[Data provided]
○ ○ ○ ○ ○
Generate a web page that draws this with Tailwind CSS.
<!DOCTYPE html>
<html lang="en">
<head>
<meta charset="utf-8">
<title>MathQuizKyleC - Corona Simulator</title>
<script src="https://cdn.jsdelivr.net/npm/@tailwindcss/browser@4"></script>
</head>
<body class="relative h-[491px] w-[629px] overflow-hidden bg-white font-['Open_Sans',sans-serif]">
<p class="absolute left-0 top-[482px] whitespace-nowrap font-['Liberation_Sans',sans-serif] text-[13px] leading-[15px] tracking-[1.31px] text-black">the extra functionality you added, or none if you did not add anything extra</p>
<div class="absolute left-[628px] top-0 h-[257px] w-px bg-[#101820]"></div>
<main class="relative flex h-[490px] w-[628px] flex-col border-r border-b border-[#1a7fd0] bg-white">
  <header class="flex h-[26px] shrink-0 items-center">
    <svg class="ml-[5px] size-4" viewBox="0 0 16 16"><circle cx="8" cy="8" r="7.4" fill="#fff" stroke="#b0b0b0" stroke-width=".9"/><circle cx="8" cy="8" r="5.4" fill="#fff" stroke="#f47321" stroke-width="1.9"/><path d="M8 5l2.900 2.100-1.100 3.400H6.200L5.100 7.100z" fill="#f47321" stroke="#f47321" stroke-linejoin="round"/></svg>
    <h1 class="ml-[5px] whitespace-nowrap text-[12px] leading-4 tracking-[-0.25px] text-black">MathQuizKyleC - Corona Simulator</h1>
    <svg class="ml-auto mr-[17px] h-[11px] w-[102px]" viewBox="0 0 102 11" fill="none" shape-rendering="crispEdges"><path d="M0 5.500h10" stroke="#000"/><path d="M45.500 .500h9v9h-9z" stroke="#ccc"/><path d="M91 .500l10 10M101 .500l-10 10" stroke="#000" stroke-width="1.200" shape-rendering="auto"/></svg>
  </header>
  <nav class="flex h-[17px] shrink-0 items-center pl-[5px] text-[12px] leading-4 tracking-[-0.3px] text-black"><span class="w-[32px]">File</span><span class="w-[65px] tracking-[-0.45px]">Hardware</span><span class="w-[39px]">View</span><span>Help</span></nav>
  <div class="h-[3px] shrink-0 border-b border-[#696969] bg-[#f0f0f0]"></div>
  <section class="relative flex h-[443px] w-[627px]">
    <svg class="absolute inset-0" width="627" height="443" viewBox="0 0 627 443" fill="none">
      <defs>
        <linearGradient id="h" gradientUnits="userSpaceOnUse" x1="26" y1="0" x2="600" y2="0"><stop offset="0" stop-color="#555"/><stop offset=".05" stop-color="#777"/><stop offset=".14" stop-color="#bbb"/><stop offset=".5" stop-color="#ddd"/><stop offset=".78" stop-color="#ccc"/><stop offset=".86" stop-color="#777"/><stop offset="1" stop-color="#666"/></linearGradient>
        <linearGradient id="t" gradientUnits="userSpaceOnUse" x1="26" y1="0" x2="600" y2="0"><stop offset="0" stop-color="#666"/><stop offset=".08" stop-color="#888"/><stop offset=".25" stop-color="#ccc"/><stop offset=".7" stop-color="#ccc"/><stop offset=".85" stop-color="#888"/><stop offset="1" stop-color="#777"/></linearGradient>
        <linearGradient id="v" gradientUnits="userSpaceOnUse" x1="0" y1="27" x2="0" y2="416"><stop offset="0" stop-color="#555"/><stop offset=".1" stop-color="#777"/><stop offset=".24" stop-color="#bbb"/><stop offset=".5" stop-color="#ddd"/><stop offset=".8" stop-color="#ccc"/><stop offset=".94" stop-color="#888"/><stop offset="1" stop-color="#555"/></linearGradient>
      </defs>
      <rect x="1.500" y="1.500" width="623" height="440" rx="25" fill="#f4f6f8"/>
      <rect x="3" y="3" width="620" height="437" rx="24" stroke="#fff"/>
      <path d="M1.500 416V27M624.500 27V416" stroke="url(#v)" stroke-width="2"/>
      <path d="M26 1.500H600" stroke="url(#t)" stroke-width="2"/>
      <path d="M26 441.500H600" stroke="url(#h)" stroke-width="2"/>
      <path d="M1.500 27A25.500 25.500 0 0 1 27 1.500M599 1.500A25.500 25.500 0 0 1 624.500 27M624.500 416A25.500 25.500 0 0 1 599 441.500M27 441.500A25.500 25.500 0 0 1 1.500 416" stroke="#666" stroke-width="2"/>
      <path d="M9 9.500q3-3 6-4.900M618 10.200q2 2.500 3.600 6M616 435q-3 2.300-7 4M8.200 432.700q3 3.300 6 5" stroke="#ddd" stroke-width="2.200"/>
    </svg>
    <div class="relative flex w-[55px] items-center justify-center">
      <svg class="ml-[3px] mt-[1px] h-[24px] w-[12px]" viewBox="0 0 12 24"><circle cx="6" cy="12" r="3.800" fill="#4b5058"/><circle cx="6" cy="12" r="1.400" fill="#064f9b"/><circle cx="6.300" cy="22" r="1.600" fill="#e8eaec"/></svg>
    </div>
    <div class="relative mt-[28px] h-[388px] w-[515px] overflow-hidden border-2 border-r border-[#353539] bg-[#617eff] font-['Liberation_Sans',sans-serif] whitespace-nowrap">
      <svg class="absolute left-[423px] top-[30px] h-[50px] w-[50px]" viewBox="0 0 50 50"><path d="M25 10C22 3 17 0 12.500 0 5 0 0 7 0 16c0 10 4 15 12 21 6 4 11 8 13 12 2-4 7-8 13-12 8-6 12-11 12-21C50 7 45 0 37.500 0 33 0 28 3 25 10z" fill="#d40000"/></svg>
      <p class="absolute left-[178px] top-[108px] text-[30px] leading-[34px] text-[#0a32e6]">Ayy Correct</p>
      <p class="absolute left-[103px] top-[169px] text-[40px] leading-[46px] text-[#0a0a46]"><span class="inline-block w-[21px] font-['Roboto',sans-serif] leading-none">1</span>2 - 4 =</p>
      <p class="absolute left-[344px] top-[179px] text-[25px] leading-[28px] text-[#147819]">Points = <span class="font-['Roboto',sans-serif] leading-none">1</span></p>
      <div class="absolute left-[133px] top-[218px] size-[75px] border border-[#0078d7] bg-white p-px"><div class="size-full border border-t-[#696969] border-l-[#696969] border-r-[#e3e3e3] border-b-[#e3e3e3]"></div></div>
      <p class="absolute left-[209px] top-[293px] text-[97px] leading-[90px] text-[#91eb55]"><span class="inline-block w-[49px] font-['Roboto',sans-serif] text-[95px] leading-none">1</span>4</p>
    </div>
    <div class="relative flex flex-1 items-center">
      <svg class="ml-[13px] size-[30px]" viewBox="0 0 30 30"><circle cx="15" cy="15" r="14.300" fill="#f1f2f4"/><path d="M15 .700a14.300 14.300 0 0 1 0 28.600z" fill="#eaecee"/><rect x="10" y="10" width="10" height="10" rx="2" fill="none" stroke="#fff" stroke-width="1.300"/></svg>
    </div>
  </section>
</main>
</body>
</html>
○ ○ ○ ○ ○
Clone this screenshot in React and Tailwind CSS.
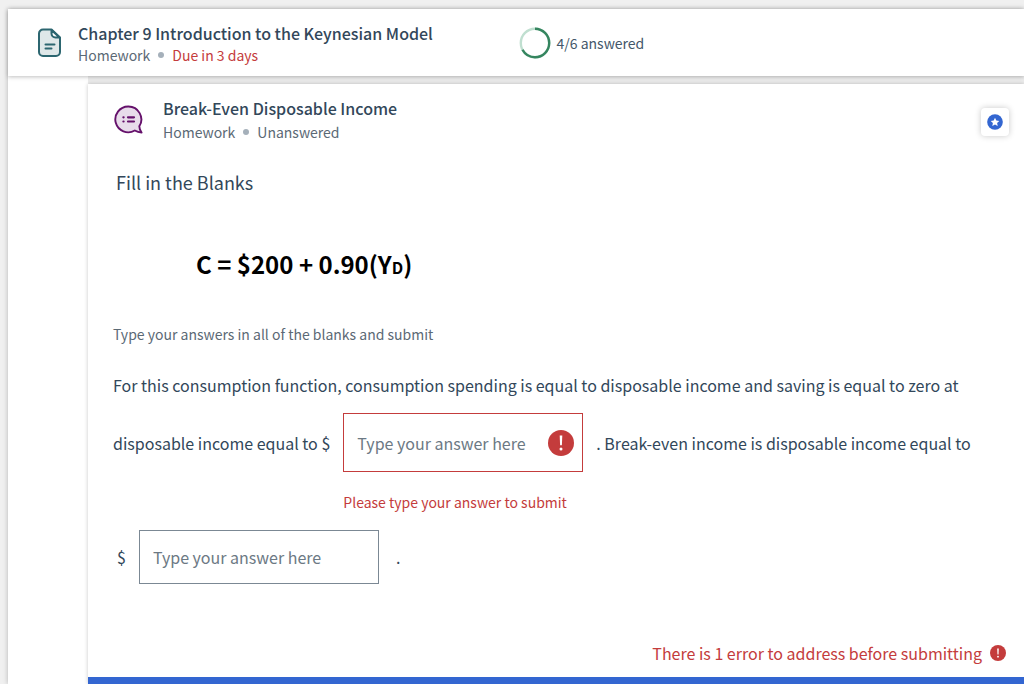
○ ○ ○ ○ ○
Extract each line holding the word "this" from the records.

[Reply]
Generate a web page that draws this with Tailwind CSS.
Clone this screenshot in React and Tailwind CSS.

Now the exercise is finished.